Part of a data file
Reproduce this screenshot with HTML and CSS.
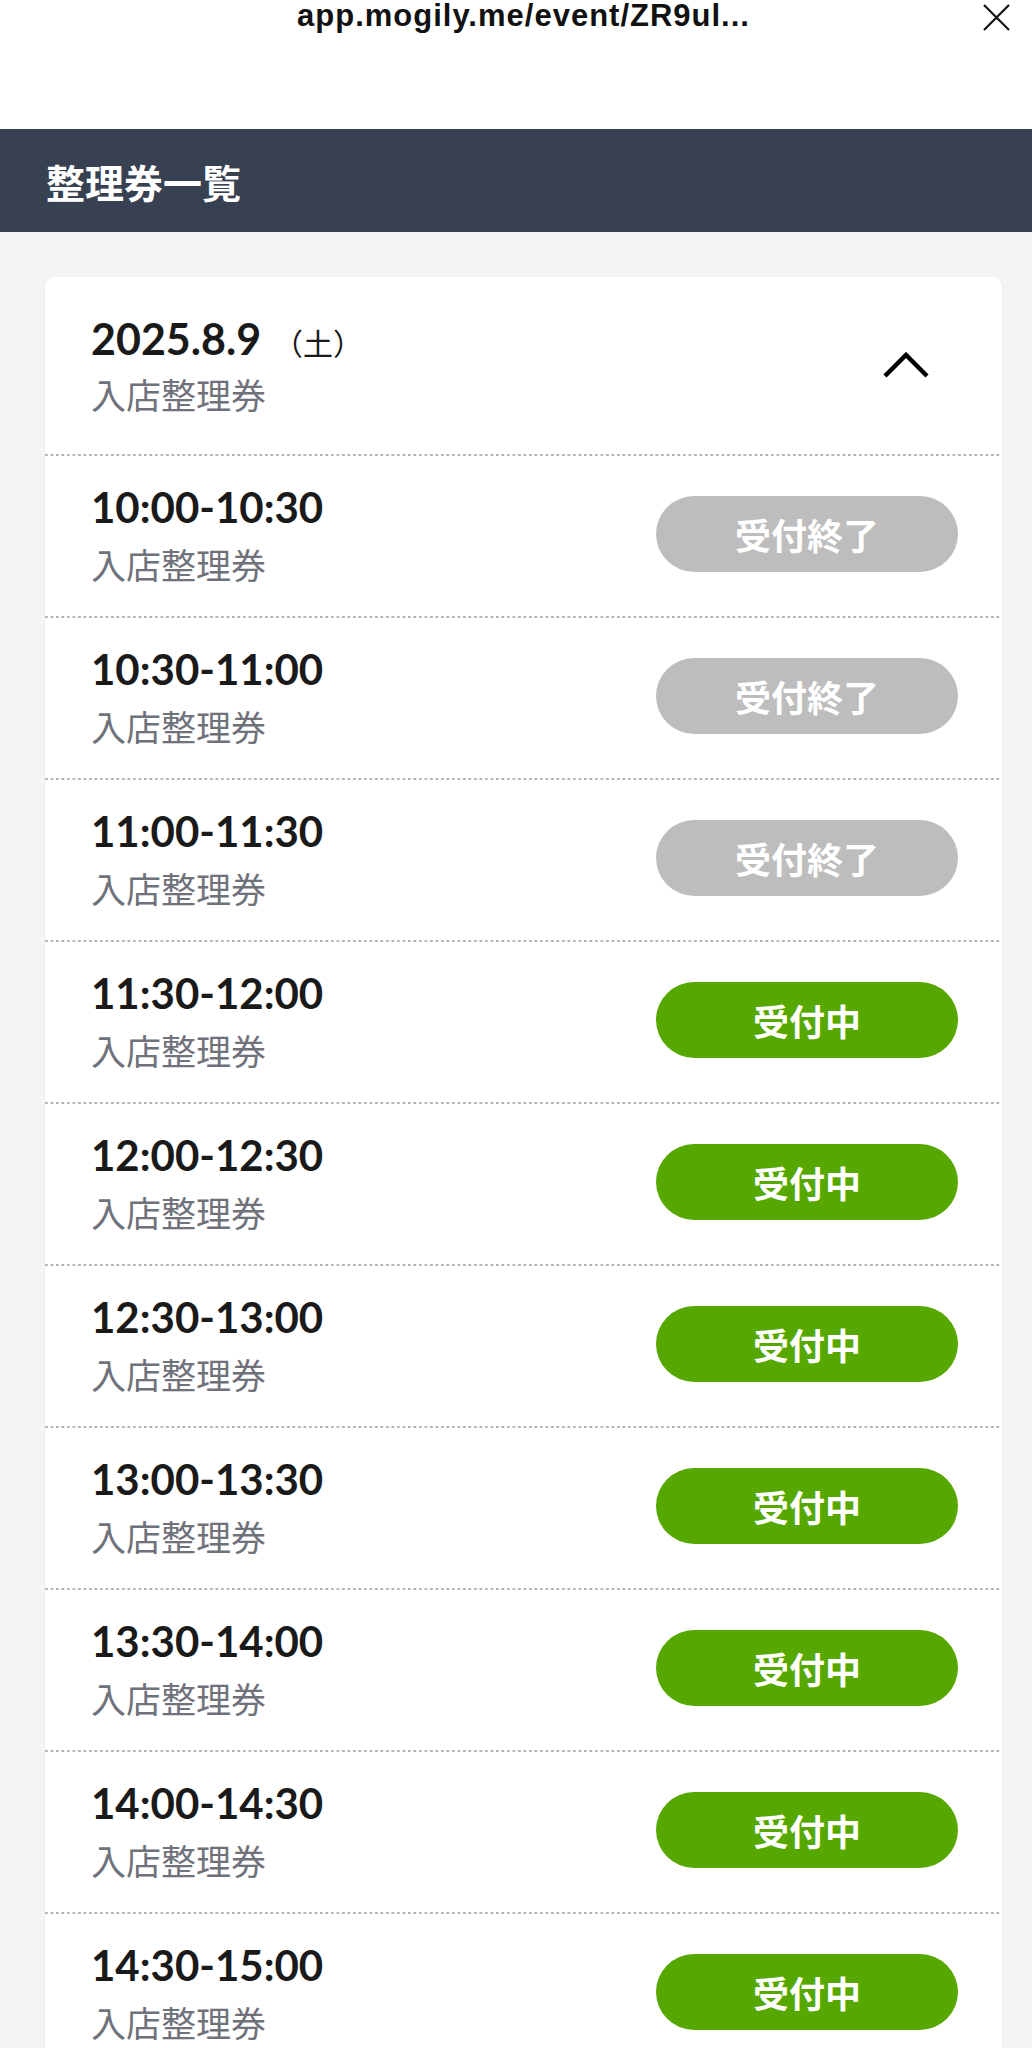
FILE: index.html
```html
<!DOCTYPE html>
<html lang="ja">
<head>
    <meta charset="UTF-8">
    <meta name="viewport" content="width=device-width, initial-scale=1.0">
    <title>整理券一覧</title>
    <link rel="stylesheet" href="styles.css">
</head>
<body>
    <div class="browser-bar">
        <span class="url">app.mogily.me/event/ZR9ul...</span>
        <button class="close" aria-label="閉じる">
            <svg width="27" height="27" viewBox="0 0 27 27">
                <path d="M1 1 L26 26 M26 1 L1 26" stroke="#111" stroke-width="2.2" fill="none"/>
            </svg>
        </button>
    </div>

    <header class="page-head">
        <h1>整理券一覧</h1>
    </header>

    <main class="content">
        <section class="day-card">
            <div class="day-head">
                <div>
                    <div class="day-date">2025.8.9<span class="dow">（土）</span></div>
                    <div class="ticket-type">入店整理券</div>
                </div>
                <svg class="chevron" width="48" height="28" viewBox="0 0 48 28">
                    <polyline points="3,25 24,4 45,25" stroke="#000" stroke-width="4.5" fill="none"/>
                </svg>
            </div>

            <ul class="slots">
                <li class="slot">
                    <div>
                        <div class="slot-time">10:00-10:30</div>
                        <div class="ticket-type">入店整理券</div>
                    </div>
                    <span class="status closed">受付終了</span>
                </li>
                <li class="slot">
                    <div>
                        <div class="slot-time">10:30-11:00</div>
                        <div class="ticket-type">入店整理券</div>
                    </div>
                    <span class="status closed">受付終了</span>
                </li>
                <li class="slot">
                    <div>
                        <div class="slot-time">11:00-11:30</div>
                        <div class="ticket-type">入店整理券</div>
                    </div>
                    <span class="status closed">受付終了</span>
                </li>
                <li class="slot">
                    <div>
                        <div class="slot-time">11:30-12:00</div>
                        <div class="ticket-type">入店整理券</div>
                    </div>
                    <span class="status open">受付中</span>
                </li>
                <li class="slot">
                    <div>
                        <div class="slot-time">12:00-12:30</div>
                        <div class="ticket-type">入店整理券</div>
                    </div>
                    <span class="status open">受付中</span>
                </li>
                <li class="slot">
                    <div>
                        <div class="slot-time">12:30-13:00</div>
                        <div class="ticket-type">入店整理券</div>
                    </div>
                    <span class="status open">受付中</span>
                </li>
                <li class="slot">
                    <div>
                        <div class="slot-time">13:00-13:30</div>
                        <div class="ticket-type">入店整理券</div>
                    </div>
                    <span class="status open">受付中</span>
                </li>
                <li class="slot">
                    <div>
                        <div class="slot-time">13:30-14:00</div>
                        <div class="ticket-type">入店整理券</div>
                    </div>
                    <span class="status open">受付中</span>
                </li>
                <li class="slot">
                    <div>
                        <div class="slot-time">14:00-14:30</div>
                        <div class="ticket-type">入店整理券</div>
                    </div>
                    <span class="status open">受付中</span>
                </li>
                <li class="slot">
                    <div>
                        <div class="slot-time">14:30-15:00</div>
                        <div class="ticket-type">入店整理券</div>
                    </div>
                    <span class="status open">受付中</span>
                </li>
            </ul>
        </section>
    </main>
</body>
</html>
```

FILE: styles.css
```css
:root {
    --head-bg: #374151;
    --page-bg: #f3f4f6;
    --text-main: #1a1a1a;
    --text-sub: #6f727b;
    --open-color: #56a800;
    --closed-color: #bdbdbd;
    --divider: #b4b4b4;
}

* {
    margin: 0;
    padding: 0;
    box-sizing: border-box;
}

body {
    background-color: var(--page-bg);
    font-family: Lato, 'Noto Sans CJK JP', sans-serif;
    color: var(--text-main);
}

/* ブラウザのURLバー */
.browser-bar {
    display: flex;
    align-items: flex-start;
    height: 129px;
    padding: 0 22px 0 64px;
    background-color: #fff;
}

.url {
    flex: 1;
    text-align: center;
    font-family: 'Liberation Sans', Arial, sans-serif;
    font-weight: 700;
    font-size: 31px;
    line-height: 32px;
    letter-spacing: 1px;
    color: #111;
}

.close {
    width: 27px;
    height: 27px;
    margin-top: 4px;
    border: none;
    background: none;
}

.close svg {
    display: block;
}

.page-head {
    display: flex;
    align-items: center;
    height: 103px;
    padding-left: 46px;
    background-color: var(--head-bg);
}

.page-head h1 {
    font-family: 'Noto Sans CJK JP', sans-serif;
    font-size: 39px;
    font-weight: 700;
    color: #fff;
}

.content {
    padding: 45px 30px 0 45px;
}

.day-card {
    background-color: #fff;
    border-radius: 10px;
    box-shadow: 0 1px 3px rgba(0, 0, 0, 0.05);
}

.day-head {
    display: flex;
    justify-content: space-between;
    align-items: center;
    padding: 36px 72px 38px 46px;
}

.day-date {
    font-size: 43px;
    font-weight: 700;
    line-height: 52px;
}

.dow {
    margin-left: 12px;
    font-family: 'Noto Sans CJK JP', sans-serif;
    font-size: 30px;
    font-weight: 400;
    line-height: 1;
}

.ticket-type {
    margin-top: 7px;
    font-family: 'Noto Sans CJK JP', sans-serif;
    font-size: 35px;
    line-height: 44px;
    color: var(--text-sub);
}

.chevron {
    display: block;
}

.slots {
    list-style: none;
}

.slot {
    display: flex;
    justify-content: space-between;
    align-items: center;
    padding: 28px 44px 30px 46px;
    background-image: linear-gradient(90deg, var(--divider) 50%, transparent 50%);
    background-size: 5.5px 2px;
    background-repeat: repeat-x;
}

.slot .ticket-type {
    margin-top: 10px;
}

.slot-time {
    font-size: 42px;
    font-weight: 700;
    line-height: 50px;
}

.status {
    width: 302px;
    height: 76px;
    border-radius: 38px;
    font-family: 'Noto Sans CJK JP', sans-serif;
    font-size: 36px;
    font-weight: 700;
    line-height: 76px;
    text-align: center;
    color: #fff;
}

.open {
    background-color: var(--open-color);
}

.closed {
    background-color: var(--closed-color);
}
```
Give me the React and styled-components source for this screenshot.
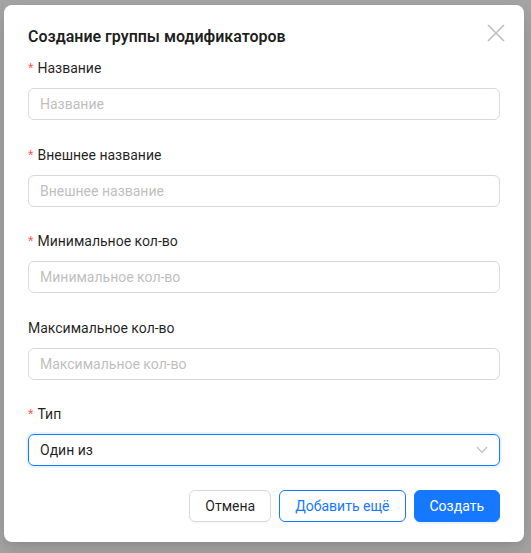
import React from 'react'
import styled, { createGlobalStyle } from 'styled-components'

const Global = createGlobalStyle`
  html, body {
    margin: 0;
    padding: 0;
    background: #a6a6a6;
    font-family: Roboto, 'Noto Sans', sans-serif;
  }
  * { box-sizing: border-box; }
`

const fields = [
  { label: 'Название', required: true },
  { label: 'Внешнее название', required: true },
  { label: 'Минимальное кол-во', required: true },
  { label: 'Максимальное кол-во', required: false },
]

export default function App() {
  return (
    <>
      <Global />
      <Page>
        <Modal>
          <Close aria-label="close">
            <svg width="18" height="18" viewBox="0 0 18 18">
              <path d="M1 1 L17 17 M17 1 L1 17" stroke="#bdbdbd" strokeWidth="1.6" fill="none" />
            </svg>
          </Close>
          <Title>Создание группы модификаторов</Title>

          {fields.map((f) => (
            <Item key={f.label}>
              <Label>
                {f.required && <Star>*</Star>}
                {f.label}
              </Label>
              <Input type="text" placeholder={f.label} />
            </Item>
          ))}

          <Item>
            <Label>
              <Star>*</Star>Тип
            </Label>
            <Select>
              <span>Один из</span>
              <svg width="12" height="8" viewBox="0 0 12 8">
                <path d="M1 1 L6 6.5 L11 1" stroke="#c4c4c4" strokeWidth="1.2" fill="none" />
              </svg>
            </Select>
          </Item>

          <Footer>
            <Button>Отмена</Button>
            <Button $variant="outline">Добавить ещё</Button>
            <Button $variant="primary">Создать</Button>
          </Footer>
        </Modal>
      </Page>
    </>
  )
}

const Page = styled.div`
  width: 531px;
  height: 553px;
  padding: 5px 0 0 4px;
`

const Modal = styled.div`
  position: relative;
  width: 520px;
  background: #fff;
  border-radius: 8px;
  padding: 20px 24px 20px;
  box-shadow: 0 6px 16px rgba(0, 0, 0, 0.08), 0 3px 6px -4px rgba(0, 0, 0, 0.12),
    0 9px 28px 8px rgba(0, 0, 0, 0.05);
`

const Close = styled.div`
  position: absolute;
  top: 18px;
  right: 18px;
  width: 20px;
  height: 20px;
  display: flex;
  align-items: center;
  justify-content: center;
`

const Title = styled.div`
  font-size: 16px;
  font-weight: 600;
  line-height: 24px;
  color: rgba(0, 0, 0, 0.88);
  margin-bottom: 8px;
`

const Item = styled.div`
  margin-bottom: 23.6px;
`

const Label = styled.div`
  font-size: 14px;
  line-height: 22px;
  color: rgba(0, 0, 0, 0.88);
  padding-bottom: 9px;
`

const Star = styled.span`
  color: #ff4d4f;
  margin-right: 4px;
  font-family: SimSun, sans-serif;
`

const Input = styled.input`
  display: block;
  width: 100%;
  height: 32px;
  padding: 4px 11px;
  font-family: inherit;
  font-size: 14px;
  border: 1px solid #d9d9d9;
  border-radius: 6px;
  outline: none;
  color: rgba(0, 0, 0, 0.88);
  &::placeholder {
    color: #bfbfbf;
  }
`

const Select = styled.div`
  height: 32px;
  padding: 0 11px;
  display: flex;
  align-items: center;
  justify-content: space-between;
  font-size: 14px;
  color: rgba(0, 0, 0, 0.88);
  border: 1px solid #1677ff;
  border-radius: 6px;
  box-shadow: 0 0 0 2px rgba(5, 145, 255, 0.1);
`

const Footer = styled.div`
  display: flex;
  justify-content: flex-end;
  gap: 8px;
`

const Button = styled.button`
  height: 32px;
  padding: 4px 15px;
  font-family: inherit;
  font-size: 14px;
  border-radius: 6px;
  cursor: pointer;
  border: 1px solid
    ${(p) => (p.$variant === 'outline' || p.$variant === 'primary' ? '#1677ff' : '#d9d9d9')};
  background: ${(p) => (p.$variant === 'primary' ? '#1677ff' : '#fff')};
  color: ${(p) =>
    p.$variant === 'primary' ? '#fff' : p.$variant === 'outline' ? '#1677ff' : 'rgba(0,0,0,0.88)'};
  box-shadow: ${(p) =>
    p.$variant === 'primary' ? '0 2px 0 rgba(5,145,255,0.1)' : '0 2px 0 rgba(0,0,0,0.02)'};
`
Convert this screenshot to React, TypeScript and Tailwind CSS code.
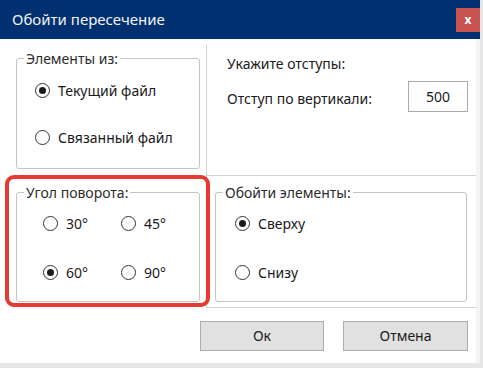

*Given instruction*
Which lines hold the word "screenshot"? Copy all of them.

*Response to the exercise*
Reproduce this screenshot with HTML and CSS.
Give me the React and styled-components source for this screenshot.
Convert this screenshot to React, TypeScript and Tailwind CSS code.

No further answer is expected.